In a tough economy, it's no surprise to see more stories about CIOs who want to do more with less and those who are looking to open source to do that. After all, it is "priced right" as Linux Foundation executive director Jim Zemlin told eWEEK recently.
Interestingly, though, CNET News blogger Matt Asay wondered last week whether the economic downturn will mean the end of independent open source companies like Red Hat. He noted, "[I]f Red Hat's stock continues to tumble it becomes ripe for an Oracle acquisition." The company has begun a stock buy back to maintain its stock prices. He concluded:
Losing Red Hat as an independent open-source vendor would effectively call an end to open source as a standalone software strategy. Some may cheer at this prospect, but I think the software world would be poorer for having open source serve as a minor component in everyone's arsenal, rather than having Red Hat showcase that it's a viable business strategy on its own.

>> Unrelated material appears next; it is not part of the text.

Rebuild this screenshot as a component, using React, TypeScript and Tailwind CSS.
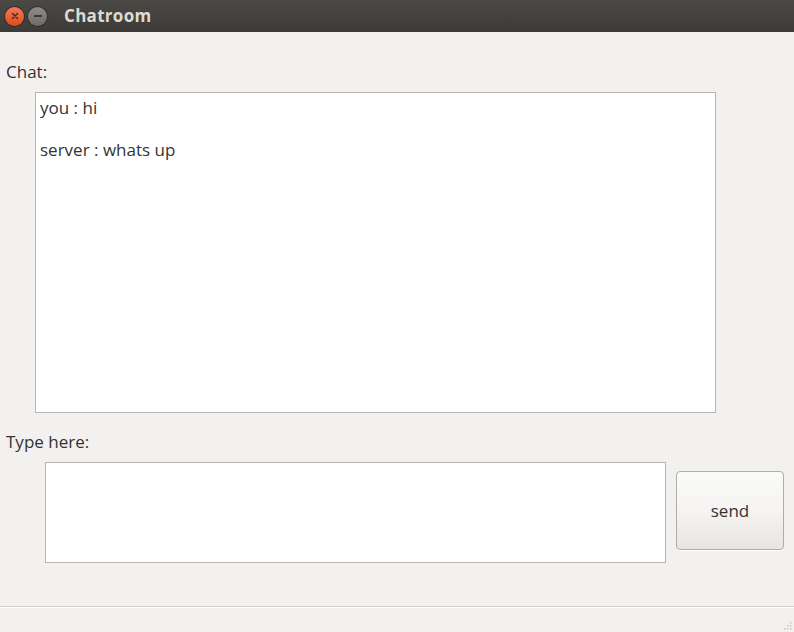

ZDNet blogger Dana Blankenhorn has a different take. He doesn't think that the economy will spell the end of standalone open source. Instead, he says:
It is true that recessions bring consolidation, and fewer choices...But turn, turn, turn...There will be a spring. And when that spring begins there will be literally thousands of entrepreneurs, and tens of thousands of coders, ready to deliver new open source solutions of all kinds to a waiting market.
In other words, even if the independents we know now don't quite make it through the recession, new ones will emerge as the market begins to come alive again.